Roland Topor created the designs; Laloux took the direction part; and the Czech team made drawings for actual film. Alas, the production went to inanimate stage due to Soviet Invasion of Czechoslovakia and the subsequent censorship (also they ran out of funds). Eventually it emerged safely from the blistering communist censors and the film was screened in 1973 Cannes Film Festival. Rene Laloux’s trippy visual experience titled “La planete sauvage” aka “Fantastic Planet” went on to win Grand Prix Prize at Cannes and also got nominated for the ‘Golden Palm’. The trouble this film ran into during Soviet occupation of Czechoslovakia made many to read it as an allegory of Soviet Union’s cruel treatment of its satellite states. While it could be interpreted in many different ways (from political to theological), “Fantastic Planet” is basically a cautionary tale of (our race’s) thoughtless violence and stresses the need for individuality.

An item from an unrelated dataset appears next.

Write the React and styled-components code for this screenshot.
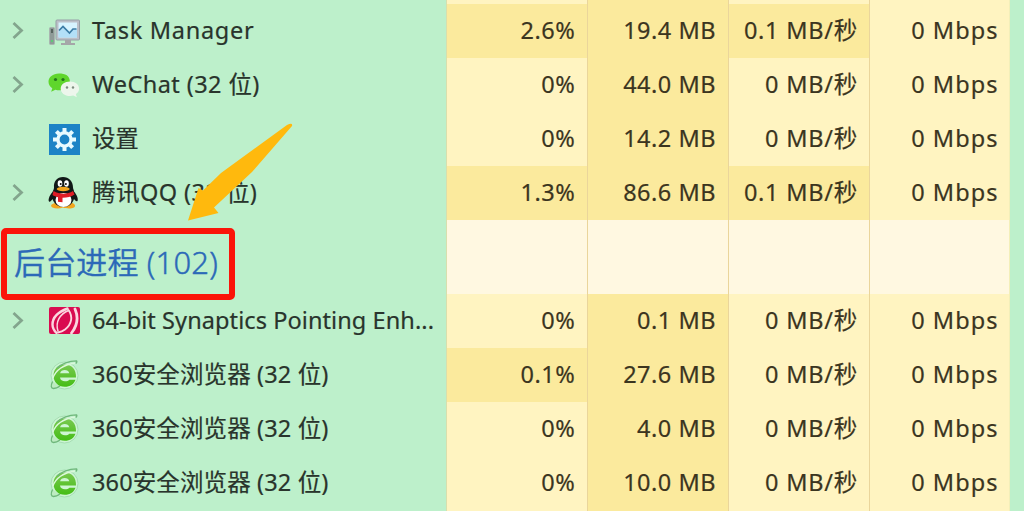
import React from "react";
import styled, { createGlobalStyle } from "styled-components";

const GlobalStyle = createGlobalStyle`
  html, body { margin: 0; padding: 0; overflow: hidden; background: #bdf0cb; }
  * { box-sizing: border-box; }
`;

const Window = styled.main`
  position: relative;
  width: 1024px;
  height: 511px;
  overflow: hidden;
  background: #bdf0cb;
  color: #29342c;
  font-family: "Noto Sans", "Noto Sans CJK SC", sans-serif;
  font-size: 23.5px;
  line-height: 53px;
  white-space: pre;
  -webkit-text-stroke: 0.2px currentColor;
`;

const Row = styled.div`
  display: grid;
  grid-template-columns: 447px 141px 141px 141px 140px;
  height: ${(p) => p.$height || 54}px;
`;

const NameCell = styled.div`
  display: flex;
  padding-left: 9px;
  border-right: 1px solid #d8dfad;
`;

const Arrow = styled.span`
  display: flex;
  align-items: center;
  width: 39px;
`;

const IconBox = styled.span`
  display: flex;
  align-items: center;
  width: 44px;
`;

const Label = styled.span`
  letter-spacing: ${(p) => p.$spacing || 0}px;
`;

const tones = { low: "#fff4c1", high: "#fbea9d", group: "#fff8e1" };

const Cell = styled.div`
  display: flex;
  justify-content: flex-end;
  padding-right: ${(p) => p.$pad || 11}px;
  background: ${(p) => tones[p.$tone]};
  border-right: 1px solid #ead59b;
  color: #3b351f;
  letter-spacing: ${(p) => p.$spacing || 0}px;

  &:last-child {
    border-right-color: #f3efb9;
  }
`;

const GroupTitle = styled.h2`
  margin: 7px 0 0 5px;
  font-size: 31px;
  font-weight: 350;
  line-height: 70px;
  color: #2c69b8;
  letter-spacing: 0.15px;
  -webkit-text-stroke: 0.4px currentColor;
`;

const Highlight = styled.div`
  position: absolute;
  left: 1px;
  top: 228px;
  width: 234px;
  height: 72px;
  border: 6px solid #fb1409;
  border-radius: 5px;
`;

const Pointer = styled.svg`
  position: absolute;
  left: 180px;
  top: 116px;
`;

const Chevron = () => (
  <svg width="20" height="22" viewBox="0 0 20 22" fill="none" stroke="#83a58d" strokeWidth="2.8">
    <path d="M4.500 3 12.500 10.500 4.500 18" />
  </svg>
);

const TaskManagerIcon = () => (
  <svg width="32" height="32" viewBox="0 0 32 32">
    <rect x="1.5" y="12.5" width="5" height="17" rx="1" fill="#8f9b98" stroke="#a9b5b0" />
    <path d="M3 14h2v4H3z" fill="#57645f" />
    <path d="M3 25h2v2H3z" fill="#5ec977" />
    <rect x="8" y="5" width="23.5" height="20" rx="1" fill="#bcc0c8" stroke="#969fa6" />
    <rect x="10.5" y="7.5" width="18.5" height="15" fill="#d6f4ff" />
    <path d="M10.5 16l5-5 6 7 3-4h4.500v8.500h-18.500z" fill="#b3e0f8" />
    <path d="M11 15.500 15 11.500 21.500 18 25 14h3.500" fill="none" stroke="#3b7ca5" strokeWidth="1.700" />
    <path d="M17 25h6v3h4v2H13v-2h4z" fill="#a5a6a8" />
  </svg>
);

const WeChatIcon = () => (
  <svg width="32" height="32" viewBox="0 0 32 32">
    <path d="M11 4.500C4.800 4.500.5 8.100.5 12.800c0 2.700 1.500 5 3.800 6.500L3.200 22.800l4.200-2c7.500 2 14.500-1.800 14.500-8S17.300 4.500 11 4.500z" fill="#5fd62c" />
    <path d="M22 12.500c-5.300 0-9.300 3.100-9.300 7.200s4 7.300 9.300 7.300c1.200 0 2.300-.2 3.300-.5l3.500 1.700-.9-3.100c2-1.300 3.200-3.200 3.200-5.400 0-4.100-3.900-7.200-9.100-7.200z" fill="#edf6ec" />
    <circle cx="7.500" cy="10.500" r="1.600" fill="#23751c" />
    <circle cx="15" cy="10.500" r="1.600" fill="#23751c" />
    <circle cx="19" cy="18.500" r="1.200" fill="#7d8c7f" />
    <circle cx="25" cy="18.500" r="1.200" fill="#7d8c7f" />
  </svg>
);

const SettingsIcon = () => (
  <svg width="32" height="32" viewBox="0 0 32 32">
    <rect x="1" y="1" width="31" height="31" fill="#1c83c6" />
    <g transform="translate(16.500 16.500)" stroke="#e8faff" fill="none">
      {[0, 45, 90, 135, 180, 225, 270, 315].map((a) => (
        <path key={a} d="M0-7.500V-11.500" strokeWidth="4" transform={`rotate(${a})`} />
      ))}
      <circle r="6.600" strokeWidth="3.400" />
    </g>
  </svg>
);

const QQIcon = () => (
  <svg width="32" height="34" viewBox="0 0 32 34">
    <path d="M7 27c-4 1-5 3-2.500 4.500C8 33 12 32.500 15 31.500c3 1 8 1.500 11 0 2-1.500 1-4-3-5z" fill="#f2a51d" />
    <path d="M15 1C9 1 5.500 5.500 6 11.500c0 2-1 3-1.500 4.500C1 20 0 24 1 25.500c1 1 2.500-1 3.500-2.500 1.500 5 6 8 11 8s9-3 10.500-8c1 1.500 2.500 3 3.500 2 1-2-.5-6-3.500-9.500 0-1.500-1-2.500-1-4C25 5.500 21 1 15 1z" fill="#111817" />
    <ellipse cx="15.500" cy="24" rx="8" ry="7" fill="#fff" />
    <path d="M5.500 15c6 3.500 14 3.500 19.500 0l1.500 3.500c-3.500 2.500-7 3.200-12 3.200v4.500l-4.500-.5v-4.500c-2-.5-4-1.200-5.500-2.200z" fill="#df1d26" />
    <ellipse cx="12" cy="7.500" rx="2.300" ry="3.300" fill="#fff" />
    <ellipse cx="18.500" cy="7.500" rx="2.300" ry="3.300" fill="#fff" />
    <circle cx="12.700" cy="8" r="1" fill="#111" />
    <circle cx="17.900" cy="8" r="1" fill="#111" />
    <ellipse cx="15.200" cy="13" rx="6.500" ry="2.200" fill="#f2a51d" />
  </svg>
);

const SynapticsIcon = () => (
  <svg width="32" height="30" viewBox="0 0 32 30">
    <rect x="1" y="1" width="31" height="27" rx="2" fill="#d90b50" />
    <g fill="none" stroke="#fbd6df" strokeLinecap="round">
      <path d="M19.500 2.500C10 6 4.500 12 4.500 18.500c0 3.500 1.500 6 4 8.500" strokeWidth="2.400" />
      <path d="M10 25C7 16 12 8 20.500 4.500" strokeWidth="1.500" />
      <path d="M20.500 4c4.500 6.500 3.500 14-3.500 19.500-2 1.500-4.500 2.500-7 3" strokeWidth="1.900" />
      <path d="M27 3c3.500 8 2 17-3.500 24" strokeWidth="2.800" />
    </g>
  </svg>
);

const BrowserIcon = () => (
  <svg width="32" height="34" viewBox="0 0 32 34">
    <defs>
      <linearGradient id="leaf" x1="0" y1="0" x2="0" y2="1">
        <stop offset="0" stopColor="#79c950" />
        <stop offset="1" stopColor="#45bd16" />
      </linearGradient>
    </defs>
    <circle cx="16.500" cy="17.500" r="13.500" fill="#cdf6d3" stroke="#a6ddb4" />
    <path d="M4.500 23.500c-2 4.500-1.500 7 1 7 2 0 4.500-1 6.500-2.500" fill="#bdecc1" stroke="#6fb77b" strokeWidth="1.300" />
    <path d="M28 19.500H12c.3 2.600 2.300 3.800 5 3.800 2 0 3.300-.6 4.300-1.600h6.200C26 26.200 22 28.800 16.800 28.800 10 28.800 5.500 24.300 5.500 17.600 5.500 11.100 10.200 6.600 16.800 6.600c7 0 11.500 5 11.200 12.900zM21.300 15.300c-.5-2.200-2.300-3.300-4.600-3.300s-4.100 1.100-4.600 3.300z" fill="url(#leaf)" />
    <path d="M5 20C7.500 12.500 15 7 27 5" fill="none" stroke="#dcf8dc" strokeWidth="1.300" />
    <path d="M9 10C14 5.500 21 3 28.500 2.800c.8.500.3 1.700-.8 2.700" fill="none" stroke="#6fb77b" strokeWidth="1.300" />
  </svg>
);

const icons = {
  task: TaskManagerIcon,
  wechat: WeChatIcon,
  settings: SettingsIcon,
  qq: QQIcon,
  synaptics: SynapticsIcon,
  browser: BrowserIcon,
};

const apps = [
  { icon: "task", name: "Task Manager", spacing: 0.7, open: true, values: ["2.6%", "19.4 MB", "0.1 MB/秒", "0 Mbps"] },
  { icon: "wechat", name: "WeChat (32 位)", spacing: 0.42, open: true, values: ["0%", "44.0 MB", "0 MB/秒", "0 Mbps"] },
  { icon: "settings", name: "设置", spacing: -0.2, values: ["0%", "14.2 MB", "0 MB/秒", "0 Mbps"] },
  { icon: "qq", name: "腾讯QQ (32 位)", spacing: 0.45, open: true, values: ["1.3%", "86.6 MB", "0.1 MB/秒", "0 Mbps"] },
];

const background = [
  { icon: "synaptics", name: "64-bit Synaptics Pointing Enh...", spacing: 0.08, open: true, values: ["0%", "0.1 MB", "0 MB/秒", "0 Mbps"] },
  { icon: "browser", name: "360安全浏览器 (32 位)", spacing: 0.13, values: ["0.1%", "27.6 MB", "0 MB/秒", "0 Mbps"] },
  { icon: "browser", name: "360安全浏览器 (32 位)", spacing: 0.13, values: ["0%", "4.0 MB", "0 MB/秒", "0 Mbps"] },
  { icon: "browser", name: "360安全浏览器 (32 位)", spacing: 0.13, values: ["0%", "10.0 MB", "0 MB/秒", "0 Mbps"] },
];

const columns = [
  { spacing: 0.6, pad: 11.5 },
  { spacing: 0.5, pad: 12 },
  { spacing: 0.75, pad: 11 },
  { spacing: 1.05, pad: 10.5 },
];

const isBusy = (value, column) => column === 1 || (column < 3 && parseFloat(value) > 0);

const ProcessRow = ({ process }) => {
  const Icon = icons[process.icon];
  return (
    <Row>
      <NameCell>
        <Arrow>{process.open && <Chevron />}</Arrow>
        <IconBox><Icon /></IconBox>
        <Label $spacing={process.spacing}>{process.name}</Label>
      </NameCell>
      {process.values.map((value, i) => (
        <Cell key={i} $tone={isBusy(value, i) ? "high" : "low"} $spacing={columns[i].spacing} $pad={columns[i].pad}>
          {value}
        </Cell>
      ))}
    </Row>
  );
};

const EmptyRow = ({ height }) => (
  <Row $height={height}>
    <NameCell />
    {columns.map((_, i) => <Cell key={i} $tone={i === 1 ? "high" : "low"} />)}
  </Row>
);

export default function App() {
  return (
    <>
      <GlobalStyle />
      <Window>
        <EmptyRow height={4} />
        {apps.map((p) => <ProcessRow key={p.name} process={p} />)}
        <Row $height={74}>
          <NameCell><GroupTitle>后台进程 (102)</GroupTitle></NameCell>
          {columns.map((_, i) => <Cell key={i} $tone="group" />)}
        </Row>
        {background.map((p, i) => <ProcessRow key={i} process={p} />)}
        <EmptyRow height={1} />
        <Highlight />
        <Pointer width="120" height="110" viewBox="0 0 120 110">
          <path d="M107 9Q113 6 112 10L72 56 34 91.500 38.500 97 8 104.500 18.500 72 23 74.500 41 57z" fill="#ffb90d" />
        </Pointer>
      </Window>
    </>
  );
}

The mesmerizing cut-out tableaux, the twisted creatures and landscape gained the ‘cult status’ and continues to revered among devotees of mind-expanding substances (‘psychedelic’ is the word often thrown in relation to the film). The story is just rehashed version of biblical story ‘Exodus’. A baby Om (humans) named ‘Terr’ is rescued and grown as a pet by 100 feet tall ‘Draag’ leader’s child [named Tiwa]. The intelligent, grown-up ‘Terr’ steals the simple device of knowledge from ‘Draag’ to find a place among the wild ‘Oms’. After facing near-extinction in the hands of draags, Terr eventually leads the downtrodden ‘Oms’ to a new land. The film opens on a sinister note as we see a woman, dressed in rags, clutches her small baby and runs through strange, desert scape. A giant blue hand blocks the woman’s path, which is revealed to be that of a ‘draag’ child’s. Three draag children are just playing with the female ‘om’ and they accidentally kill her.

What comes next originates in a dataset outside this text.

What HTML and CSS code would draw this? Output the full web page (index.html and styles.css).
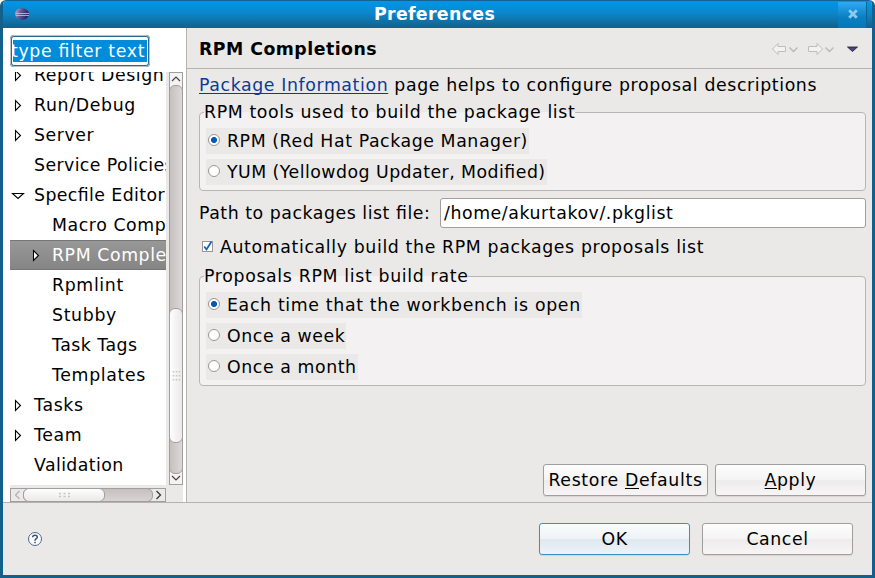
FILE: index.html
```html
<!DOCTYPE html>
<html lang="en">
<head>
<meta charset="utf-8">
<title>Preferences</title>
<link rel="stylesheet" href="styles.css">
</head>
<body>
<div class="window">
  <header class="titlebar">
    <svg class="logo" width="16" height="16" viewBox="0 0 16 16"><defs><linearGradient id="orb" x1="0" x2="1" y1="0" y2=".3"><stop offset="0" stop-color="#d8b5c8"/><stop offset=".45" stop-color="#655998"/><stop offset="1" stop-color="#282266"/></linearGradient></defs><ellipse cx="8" cy="8" rx="7" ry="6" fill="url(#orb)"/><path d="M2 7.500H15M2 9.500H15" stroke="#c5c5ec" stroke-width=".8"/></svg>
    <h1>Preferences</h1>
    <div class="close"><svg width="12" height="12" viewBox="0 0 12 12"><path d="M2.200 2.200L9.800 9.800M9.800 2.200L2.200 9.800" stroke="#8ccaf0" stroke-width="2.800"/></svg></div>
  </header>
  <div class="body">
    <aside class="sidebar">
      <div class="filter"><span>type filter text</span></div>
      <div class="tree-grid">
        <ul class="tree">
          <li><i class="arrow"><svg width="12" height="14"><path d="M3.5 2.5V12.5L8.5 7.5Z"/></svg></i><span>Report Design</span></li>
          <li><i class="arrow"><svg width="12" height="14"><path d="M3.5 2.5V12.5L8.5 7.5Z"/></svg></i><span class="wide">Run/Debug</span></li>
          <li><i class="arrow"><svg width="12" height="14"><path d="M3.5 2.5V12.5L8.5 7.5Z"/></svg></i><span>Server</span></li>
          <li><i class="arrow"></i><span class="tight">Service Policies</span></li>
          <li><i class="arrow"><svg width="14" height="14"><path d="M1.5 5.5H12.5L7 10.5Z"/></svg></i><span class="tight">Specfile Editor</span></li>
          <li class="child"><i class="arrow"></i><span>Macro Completions</span></li>
          <li class="child selected"><i class="arrow"><svg width="12" height="14"><path d="M3.5 2.5V12.5L8.5 7.5Z"/></svg></i><span>RPM Completions</span></li>
          <li class="child"><i class="arrow"></i><span class="wide">Rpmlint</span></li>
          <li class="child"><i class="arrow"></i><span class="wide">Stubby</span></li>
          <li class="child"><i class="arrow"></i><span class="snug">Task Tags</span></li>
          <li class="child"><i class="arrow"></i><span class="wide">Templates</span></li>
          <li><i class="arrow"><svg width="12" height="14"><path d="M3.5 2.5V12.5L8.5 7.5Z"/></svg></i><span class="wide">Tasks</span></li>
          <li><i class="arrow"><svg width="12" height="14"><path d="M3.5 2.5V12.5L8.5 7.5Z"/></svg></i><span>Team</span></li>
          <li><i class="arrow"></i><span class="tight">Validation</span></li>
        </ul>
        <div class="vbar">
          <svg width="14" height="413" viewBox="0 0 14 413"><defs><linearGradient id="vt"><stop offset="0" stop-color="#c5bfbf"/><stop offset="1" stop-color="#ded9d9"/></linearGradient><linearGradient id="vh"><stop offset="0" stop-color="#fff"/><stop offset="1" stop-color="#eae8e8"/></linearGradient></defs>
            <rect x=".5" y=".5" width="13" height="412" fill="#f4f2f2" stroke="#a39e9e"/>
            <rect x=".5" y="13.5" width="13" height="388" rx="5.5" fill="url(#vt)" stroke="#a39e9e"/>
            <rect x=".5" y="236.500" width="13" height="134" rx="5.5" fill="url(#vh)" stroke="#a39e9e"/>
            <path d="M3 9L7 5L11 9M3 404L7 408L11 404" fill="none" stroke="#454545" stroke-width="1.2"/>
            <path d="M4.500 299V309M7.500 299V309M10.500 299V309" stroke="#c8c4c4" stroke-width="1.5" stroke-dasharray="1.5 2.5"/></svg>
        </div>
        <div class="hbar">
          <svg width="156" height="14" viewBox="0 0 156 14"><defs><linearGradient id="ht" x2="0" y2="1"><stop offset="0" stop-color="#c5bfbf"/><stop offset="1" stop-color="#d9d4d4"/></linearGradient><linearGradient id="hh" x2="0" y2="1"><stop offset="0" stop-color="#fff"/><stop offset="1" stop-color="#eae8e8"/></linearGradient></defs>
            <rect x=".5" y=".5" width="155" height="13" fill="#ebe9e9" stroke="#a39e9e"/>
            <rect x="13.500" y=".5" width="129" height="13" rx="5.500" fill="url(#ht)" stroke="#a39e9e"/>
            <rect x="13.500" y=".5" width="81" height="13" rx="5.500" fill="url(#hh)" stroke="#a39e9e"/>
            <path d="M9.500 3L5.500 7L9.500 11" fill="none" stroke="#b7b2b2" stroke-width="1.200"/><path d="M146.500 3L150.500 7L146.500 11" fill="none" stroke="#383838" stroke-width="1.300"/>
            <path d="M49 5.500H60M49 8.500H60" stroke="#c8c4c4" stroke-width="1.500" stroke-dasharray="2 2.500"/></svg>
        </div>
      </div>
    </aside>
    <main class="page">
      <div class="page-head">
        <h2>RPM Completions</h2>
        <svg width="90" height="18" viewBox="0 0 90 18"><g fill="#f3f2f1" stroke="#bfbdbc"><path d="M1.500 9L7 3.500V6.500H14.500V11.500H7V14.500Z"/><path d="M51.500 9L46 3.500V6.500H37.500V11.500H46V14.500Z"/></g><path d="M18.500 7.500L22.500 11.500L26.500 7.500M54.500 7.500L58.500 11.500L62.500 7.500" fill="none" stroke="#bbb9b8" stroke-width="1.400"/><path d="M76.500 7H86.500L81.500 11.500Z" fill="#4c477b" stroke="#17152d" stroke-width=".8"/></svg>
      </div>
      <div class="content">
        <p class="info"><a>Package Information</a> page helps to configure proposal descriptions</p>
        <section class="group g1">
          <h3>RPM tools used to build the package list</h3>
          <div class="radio"><i class="dot on"></i><span>RPM (Red Hat Package Manager)</span></div>
          <div class="radio"><i class="dot"></i><span class="snug">YUM (Yellowdog Updater, Modified)</span></div>
        </section>
        <div class="path"><label>Path to packages list file:</label><div class="field"><span>/home/akurtakov/.pkglist</span></div></div>
        <div class="check"><svg width="13" height="13" viewBox="0 0 13 13"><rect x="1.500" y="1.500" width="10" height="10" fill="#fff" stroke="#9c9696"/><path d="M3.200 6.500L5.500 9.500L10.500 1.500" fill="none" stroke="#1565bd" stroke-width="1.800"/></svg><span class="auto">Automatically build the RPM packages proposals list</span></div>
        <section class="group g2">
          <h3 class="wide">Proposals RPM list build rate</h3>
          <div class="radio"><i class="dot on"></i><span class="wide">Each time that the workbench is open</span></div>
          <div class="radio"><i class="dot"></i><span>Once a week</span></div>
          <div class="radio"><i class="dot"></i><span>Once a month</span></div>
        </section>
        <div class="actions"><div class="btn restore"><span class="wide">Restore <u>D</u>efaults</span></div><div class="btn"><span><u>A</u>pply</span></div></div>
      </div>
    </main>
  </div>
  <footer class="footer">
    <svg width="16" height="16" viewBox="0 0 16 16"><circle cx="8" cy="8" r="6.500" fill="#fafcff" stroke="#52688f"/><path d="M5.700 6.200C5.700 3.500 10.300 3.500 10.300 6.200C10.300 7.800 8 7.700 8 9.700M8 10.700V12.300" fill="none" stroke="#36517e" stroke-width="1.500"/></svg>
    <div class="btn ok"><span>OK</span></div><div class="btn"><span>Cancel</span></div>
  </footer>
</div>
</body>
</html>
```
FILE: styles.css
```css
* { box-sizing: border-box; }
body { margin: 0; background: #fff; color: #000; font: 17.33px/20px "DejaVu Sans", sans-serif; letter-spacing: .58px; font-feature-settings: "liga" 1; overflow: hidden; }
h1, h2, h3, p, ul { margin: 0; padding: 0; font-size: inherit; }
span, label, a, h1, h2, h3 { white-space: pre; }
svg { display: block; flex: none; }
.wide { letter-spacing: .66px; }
.snug { letter-spacing: .47px; }
.tight { letter-spacing: .4px; }
.auto { letter-spacing: .63px; }
.window { width: 875px; height: 578px; background: #eae9e7; border: solid #12608c; border-width: 0 3px 3px; border-radius: 6px 6px 0 0; display: flex; flex-direction: column; overflow: hidden; }
.titlebar { height: 28px; flex: none; margin: 0 -3px; border-top: 1px solid #126391; background: linear-gradient(#0096e9, #0d86c9 45%, #12608c); display: flex; align-items: center; color: #fff; }
.logo { margin: 0 0 1px 14px; }
.titlebar h1 { flex: 1; text-align: center; padding: 0 0 1px 1px; letter-spacing: .35px; }
.close { width: 29px; height: 26px; margin-right: 8px; background: linear-gradient(#30a9f0, #087fc2 60%, #0777b6); border-right: 1px solid #126391; display: flex; align-items: center; justify-content: center; padding: 0 0 1px 2px; }
.body { height: 474px; flex: none; display: flex; }
.sidebar { width: 184px; background: #fff; padding: 7px 0 0 7px; border-right: 1px solid #b5b2b2; flex: none; }
.filter { width: 140px; height: 32px; border: 2px solid #28688f; border-radius: 4px; padding: 3px 1px; margin-bottom: 5px; overflow: hidden; outline: 1px solid #bbc3c7; outline-offset: -1px; }
.filter span { display: block; height: 22px; line-height: 22px; background: #008bdb; color: #fff; text-indent: -2px; overflow: hidden; letter-spacing: .66px; }
.tree-grid { display: grid; grid-template: 413px 14px / 156px 14px; gap: 3px; background: #eae9e7; width: 173px; }
.tree { background: #fff; overflow: hidden; list-style: none; display: flex; flex-direction: column; justify-content: flex-end; padding-bottom: 5px; }
.tree li { height: 30px; flex: none; display: flex; align-items: center; overflow: hidden; }
.arrow { width: 24px; flex: none; padding-left: 2px; }
.arrow svg { fill: none; stroke: #000; stroke-width: 1.1; }
.tree li:nth-child(5) .arrow { padding-left: 1px; }
.tree .child { padding-left: 18px; }
.tree .selected { color: #fff; background: linear-gradient(#989898, #858585); border: solid #777; border-width: 1px 0; }
.selected .arrow svg { fill: #fff; }
.page { flex: 1; display: flex; flex-direction: column; }
.page-head { height: 41px; border-bottom: 1px solid #b5b2b2; display: flex; align-items: center; justify-content: space-between; padding: 1px 11px 0 12px; }
.page-head h2 { letter-spacing: .48px; }
.page-head svg { margin-top: 1px; }
.content { padding: 6px 6px 0 12px; flex: 1; display: flex; flex-direction: column; }
.info { white-space: nowrap; letter-spacing: .61px; }
.info a { color: #0a3a9c; text-decoration: underline; text-underline-offset: 2px; text-decoration-thickness: 1px; text-decoration-skip-ink: none; }
.group { position: relative; border: 1px solid #b8b5b5; border-radius: 4px; background: #f3f1f2; display: flex; flex-direction: column; align-items: flex-start; gap: 5px; padding: 15px 6px 0; flex: none; }
.group h3 { position: absolute; left: 4px; top: -11px; font-weight: 400; background: linear-gradient(#eae9e7 50%, #f3f1f2 50%); }
.g1 { height: 79px; margin-top: 17px; }
.g1 h3 { letter-spacing: .62px; }
.g2 { height: 110px; margin-top: 19px; }
.radio { height: 26px; background: #eae9e7; display: flex; align-items: center; padding: 0 1px 0 2px; gap: 7px; }
.dot { width: 12px; height: 12px; border: 1px solid #9b9696; border-radius: 50%; background: #fff; margin-bottom: 2px; }
.dot.on { background: radial-gradient(circle, #0759ba 0 2.700px, #fff 3.300px); }
.path { display: flex; height: 30px; align-items: center; margin-top: 7px; justify-content: space-between; }
.path label { letter-spacing: .54px; }
.field { width: 426px; height: 30px; border: 1px solid #a39d9f; border-radius: 3px; background: #fff; padding: 4px 3px; }
.check { display: flex; align-items: center; gap: 6px; height: 20px; margin-top: 9px; padding-left: 2px; }
.check svg { margin-bottom: 2px; }
.actions { display: flex; justify-content: flex-end; gap: 7px; margin-top: auto; margin-bottom: 6px; }
.btn { width: 151px; height: 32px; border: 1px solid #a39e9e; border-radius: 3px; background: linear-gradient(#fdfdfd, #f5f4f4 50%, #edebeb 52%, #f7f5f6); box-shadow: 0 1px 1px #d7d4d3; display: flex; align-items: center; justify-content: center; }
.restore { width: 165px; }
u { text-underline-offset: 2px; text-decoration-thickness: 1px; text-decoration-skip-ink: none; }
.footer { flex: 1; border-top: 1px solid #b5b2b2; display: flex; align-items: center; padding: 0 19px 0 24px; gap: 12px; }
.footer svg { margin-right: auto; }
.ok { border-color: #3691c6; background: linear-gradient(#fafcfe, #eef2f6 50%, #dfe8f0 52%, #edf3f8); }
```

Draag’s are giant creatures, living in a planet called ‘Ygam’. They have advanced technology and are often engaged in hallucinatory meditation sessions to expand their spiritual knowledge across realms (draag’s souls float around as little balls in space). As much as they exhibit logic and reason, they also have emotions. Like our human parents, draags too insist on the need for learning and succumb to the children’s desire to have a pet. The pet in this case are actually tamed, inferior human-like race. Despite the showcase of intelligence by ‘Om’, the race is considered inferior and often referred as ‘vermin’. The draag girl Tiwa loves her pet Terr in the same way we love our pets. She inflicts casual torture upon her 'pet'. This casual cruelty contrasts significantly from their teachings, search for inner peace and technologies, pretty much like our own apathy. Like the humans’ inferior treatment of fellow humans, the draags feel no emotion in mistreating the ‘Om’. In the Draag council, there’s proposal for ‘de-omisation’ (read it as ‘genocide’), which has obvious parallels with the many human-led massacres. Apart from the satirical and allegorical portrayal of ‘draags’, the Oms are also handled in an even-handed manner, painted with their own superstition and ignorant attitudes.
Those who are expecting a thoroughly entertaining animated fare (it is definitely not for children) would feel disappointed by the film’s flat narrative tone (there’s less dynamism when compared with Jan Svankmejer’s works). Since the creators were much interested in designing their vision, not much focus is given to apt narrative beats. But, what’s fascinating about “Fantastic Planet” is the imaginative visual surrealism (which reminds us of Bosch as well as Dali’s paintings). Terr’s journey into the Ygam’s weird landscape is filled with interesting creatures and wild plants that are alternately haunting as well as funny. The gleaming crystal outgrowths, the multi-limbed foliage, huge trees with vacuum-like openings, giant insects and the various eroticized landscape imagery (phallic & vaginal structures) invokes a ghastly as well as a mirthful emotions. The hand-drawn lines provide incredible and intense sense of detail, transcending any accusation for datedness. Rene Laloux directorial approach is that of a stationary observer, which escalates our interpretation with familiar horrors. Of all the sensational images, one of the most unforgettable visual from the film is that of encased ‘draag’ soul attaching to headless naked bodies (marooned at Ygam’s moon) to make a elegant waltz (in other words, it could be termed as ‘a mind f**k’).
While “Fantastic Planet” (72 minutes) is largely known for the fanciful, psychedelic designs, its true appeal lies in the meaningful way it questions our apathetic ways. The rich tapestry of images insists on the cardinal rule for survival – peaceful co-existence.